En janvier 1854 paraissent Les Filles du Feu. Le 27 mai, Gérard de Nerval quitte la maison du docteur Blanche pour un dernier voyage en Allemagne ; il réintègre « sa chambre » au début du mois d’août et termine Aurélia, dont la première partie paraît le 1er janvier 1855 dans la Revue de Paris (il en a corrigé les épreuves). Le 26 janvier à l’aube, on trouve Nerval pendu dans un recoin de la rue de la Vieille-Lanterne. Quelques jours plus tard, le 15 février, paraît la seconde partie d’Aurélia, avec des « lacunes qu’il avait l’habitude de faire disparaître sur les épreuves », précise la revue. C’est ce texte de la Revue de Paris que nous publions ici, sans les retouches et ajouts de l’édition posthume de Gautier et Houssaye. Signalons que Les Manuscrits d’Aurélia ont été publiés en fac-similé par Jean Richer, Les Belles-Lettres, en 1972. « Je résolus de fixer le rêve et d’en connaître les secrets. » Le récit, magnifique, est précis, limpide et parfaitement organisé. L’écriture frappe par sa sobre beauté, son élégance, sa netteté. Dans Aurélia, Nerval tourne le dos aux procédés du romantisme, et c’est à la source du rêve et de sa déraison qu’il puise les éléments de la création poétique. Démarche moderne, qui conduisit André Breton et Philippe Soupault à envisager de nommer leur mouvement surnaturalisme. Œuvre exceptionnelle sur tous les plans, troublante histoire d’une folie lucide, quête spirituelle de l’esprit divin, perdu et retrouvé, et quête de la femme aimée dans une descente aux enfers, Aurélia est tout cela, qui enthousiasma les surréalistes. C’est la proclamation du Voyant qui, avant Rimbaud, découvre, explore et libère l’inconnu, l’Autre, les autres Je car Je est triple, pour tenter de les rejoindre et dépasser ainsi son destin.

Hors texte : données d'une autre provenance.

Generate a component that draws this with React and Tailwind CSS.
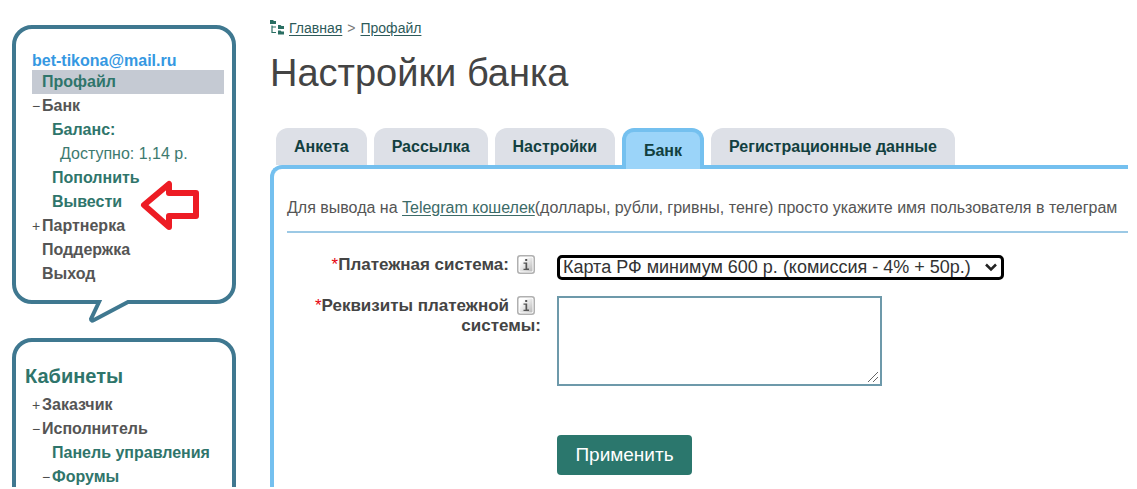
import clsx from "clsx";

const profileMenu = [
  { label: "Профайл", active: true, tone: "green" },
  { label: "Банк", mark: "−" },
  { label: "Баланс:", level: 1, tone: "green" },
  { label: "Доступно: 1,14 р.", level: 2, tone: "plain" },
  { label: "Пополнить", level: 1, tone: "green" },
  { label: "Вывести", level: 1, tone: "green", arrow: true },
  { label: "Партнерка", mark: "+" },
  { label: "Поддержка" },
  { label: "Выход" },
];

const cabinetMenu = [
  { label: "Заказчик", mark: "+" },
  { label: "Исполнитель", mark: "−" },
  { label: "Панель управления", level: 1, tone: "green" },
  { label: "Форумы", mark: "−", level: 1, tone: "green" },
];

const tabs = ["Анкета", "Рассылка", "Настройки", "Банк", "Регистрационные данные"];

function RedArrow() {
  return (
    <svg className="absolute left-[107px] -top-3 h-[54px] w-[62px]" viewBox="0 0 62 54" fill="none">
      <path d="M5 27 30 6V15H57V38H30V49Z" fill="#fff" stroke="#ed1c24" strokeWidth="6" strokeLinejoin="round" />
    </svg>
  );
}

function Menu({ items }) {
  return (
    <ul>
      {items.map((item) => (
        <li
          key={item.label}
          className={clsx(
            "relative flex h-6 items-center",
            item.active && "bg-[#c5cad3]",
            item.level === 1 && "pl-[10px]",
            item.level === 2 && "pl-[18px]"
          )}
        >
          <span className="w-[10px] shrink-0 text-sm text-[#4d4d4d]">{item.mark}</span>
          {item.tone === "plain" ? (
            <span className="text-base leading-[22px] text-[#3d7a70]">{item.label}</span>
          ) : (
            <a
              href="#"
              className={clsx(
                "whitespace-nowrap text-base font-bold leading-[22px]",
                item.tone === "green" ? "text-[#2f756b]" : "text-[#555555]"
              )}
            >
              {item.label}
            </a>
          )}
          {item.arrow && <RedArrow />}
        </li>
      ))}
    </ul>
  );
}

function InfoIcon() {
  return (
    <svg className="ml-2 mr-[6px] inline-block h-[19px] w-[18px] align-[-4px]" viewBox="0 0 18 19">
      <defs>
        <linearGradient id="info-bg" x1="0" y1="0" x2="1" y2="1">
          <stop offset="0.2" stopColor="#fff" />
          <stop offset="1" stopColor="#b8b8b8" />
        </linearGradient>
      </defs>
      <rect x="0.75" y="0.75" width="16.5" height="17.5" rx="2.5" fill="#fff" stroke="#b0b0b0" strokeWidth="1.5" />
      <rect x="2.5" y="2.5" width="13" height="14" rx="1" fill="url(#info-bg)" />
      <path d="M8.200 4h2v2h-2zM6.500 7.500h3.700v6H12V15H6.500v-1.200H8.500V8.700h-2z" fill="#555" />
    </svg>
  );
}

function TreeIcon() {
  return (
    <svg className="h-4 w-[14px]" viewBox="0 0 14 16" fill="#2a6e62">
      <path d="M0 0h3l1 1h2v3H0zM8 5h2.500l1 1H14v3H8zM8 10.500h2.500l1 1H14v3H8z" />
      <path d="M2 5.500V12.500h4M2 7h4" fill="none" stroke="#2a6e62" strokeWidth="1.200" />
    </svg>
  );
}

function Sidebar() {
  return (
    <aside className="flex w-56 shrink-0 flex-col gap-[34px]">
      <nav className="relative rounded-[20px] border-4 border-[#3f7890] px-2 pb-[14px] pt-[21px]">
        <div className="pl-2">
          <a href="#" className="block h-5 text-base font-bold leading-[22px] text-[#3598e2]">
            bet-tikona@mail.ru
          </a>
        </div>
        <div className="pl-2">
          <Menu items={profileMenu} />
        </div>
        <svg className="absolute left-[70px] top-full h-[23px] w-[46px]" viewBox="0 0 46 23" fill="none">
          <path d="M11 0H42V4H11z" fill="#fff" />
          <path d="M8 2H13L5 19C5 21 6 21 8 20L42 2H46" stroke="#3f7890" strokeWidth="4" />
        </svg>
      </nav>

      <nav className="h-[240px] rounded-[20px] border-4 border-[#3f7890] px-2 pt-[23px]">
        <h2 className="mb-[6px] pl-px text-xl font-bold leading-[22px] text-[#2f756b]">Кабинеты</h2>
        <div className="pl-2">
          <Menu items={cabinetMenu} />
        </div>
      </nav>
    </aside>
  );
}

function Tabs() {
  return (
    <div className="flex h-[41px] gap-[7px] pl-[6px]">
      {tabs.map((tab) =>
        tab === "Банк" ? (
          <button
            key={tab}
            className="h-[41px] rounded-t-xl border-4 border-b-0 border-[#74c0ef] bg-[#9bd4f9] px-[18px] text-base font-bold text-[#123f40] relative z-10"
          >
            {tab}
          </button>
        ) : (
          <button key={tab} className="h-[37px] rounded-t-xl bg-[#dde0e7] px-[18px] text-base font-bold text-[#123f40]">
            {tab}
          </button>
        )
      )}
    </div>
  );
}

function BankForm() {
  return (
    <form className="grid grid-cols-[254px_1fr] gap-x-4 pt-[22px] text-[#444444]">
      <label htmlFor="system" className="text-right text-[17px] font-bold leading-5">
        <span className="font-normal text-red-600">*</span>Платежная система:
        <InfoIcon />
      </label>
      <div className="relative mb-4 h-[25px] w-[447px]">
        <select
          id="system"
          className="block h-full w-full appearance-none rounded-[5px] border-[3px] border-black bg-white pl-[3px] text-[18px] leading-[19px] text-[#333333] outline-none"
        >
          <option>Карта РФ минимум 600 р. (комиссия - 4% + 50р.)</option>
        </select>
        <svg className="pointer-events-none absolute right-[7px] top-2 h-[9px] w-3" viewBox="0 0 12 9" fill="none">
          <path d="M1 1.500 6 6.500 11 1.500" stroke="#222" strokeWidth="2.500" />
        </svg>
      </div>

      <label htmlFor="details" className="text-right text-[17px] font-bold leading-5">
        <span className="font-normal text-red-600">*</span>Реквизиты платежной
        <InfoIcon />
        <br />
        системы:
      </label>
      <div className="relative w-[325px]">
        <textarea
          id="details"
          className="block h-[90px] w-full resize-none border-2 border-[#6d99aa] bg-white outline-none"
        />
        <svg className="pointer-events-none absolute bottom-[3px] right-[3px] h-3 w-3" viewBox="0 0 12 12" fill="none">
          <path d="M1 11 11 1M6 11 11 6" stroke="#666" strokeWidth="1" />
        </svg>
      </div>

      <button
        type="button"
        className="col-start-2 mt-[49px] h-10 w-[135px] rounded bg-[#2b776d] text-[19px] text-white"
      >
        Применить
      </button>
    </form>
  );
}

export default function App() {
  return (
    <div className="h-screen overflow-hidden bg-white pb-[2px] font-['Liberation_Sans',Arial,sans-serif]">
      <div className="flex h-full gap-[34px] overflow-hidden pl-3 pr-[9px]">
        <div className="pt-[25px]">
          <Sidebar />
        </div>
        <main className="min-w-0 grow pt-[19px]">
          <div className="flex h-[18px] items-center gap-[5px] text-sm text-[#777777]">
            <TreeIcon />
            <a href="#" className="text-[#2d5a5a] underline underline-offset-2">Главная</a>
            <span>&gt;</span>
            <a href="#" className="text-[#2d5a5a] underline underline-offset-2">Профайл</a>
          </div>
          <h1 className="mb-[31px] mt-[12px] text-[38px] leading-[48px] text-[#444444]">Настройки банка</h1>
          <Tabs />
          <section className="-mt-1 h-[400px] rounded-tl-xl border-l-4 border-t-4 border-[#74c0ef] pl-[13px]">
            <p className="whitespace-nowrap border-b-2 border-[#9cc9e5] pb-[13px] pt-[29px] text-base leading-5 text-[#555555]">
              Для вывода на{" "}
              <a href="#" className="text-[#3c6b68] underline underline-offset-2">Telegram кошелек</a>
              (доллары, рубли, гривны, тенге) просто укажите имя пользователя в телеграм
            </p>
            <BankForm />
          </section>
        </main>
      </div>
    </div>
  );
}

« …Je me mis à chercher dans le ciel une étoile, que je croyais connaître, comme si elle avait quelque influence sur ma destinée. L’ayant trouvée, je continuai ma marche en suivant les rues dans la direction desquelles elle était visible, marchant pour ainsi dire au-devant de mon destin, et voulant apercevoir l’étoile jusqu’au moment où la mort devait me frapper. […] Dans cette étoile sont ceux qui m’attendent. […] Laisse-moi les rejoindre, car celle que j’aime leur appartient, et c’est là que nous devons nous retrouver ! »

À la suite d’Aurélia, le lecteur trouvera Un Roman à Faire, texte publié dans la revue La Sylphide le 24 décembre 1842, sans nom d’auteur. Les six lettres d’amour qu’il présente sont proches des « lettres à Aurélia » publiées par Gautier et Houssaye dans l’édition posthume, sous le titre Le Rêve et la Vie. L’une d’elles avait d’ailleurs été utilisée par Nerval dans l’Octavie des Filles du Feu. On peut en conclure raisonnablement que ce Roman à Faire est bien l’œuvre de Nerval. Nous reproduisons aussi, en fin de l’ouvrage, la version Sardou des Lettres à Aurélia, publiée en octobre 1902 dans La Nouvelle Revue. Elle se compose de dix-huit lettres de Gérard de Nerval adressées (?) à l’actrice Jenny Colon, dont il s’était épris en 1835, qui se maria trois ans plus tard et mourut en 1842. Cette version, la plus complète, présente quelques répétitions et des variantes par rapport à la version Gautier et Houssaye et aux lettres manuscrites de l’ancienne collection Lovenjoul.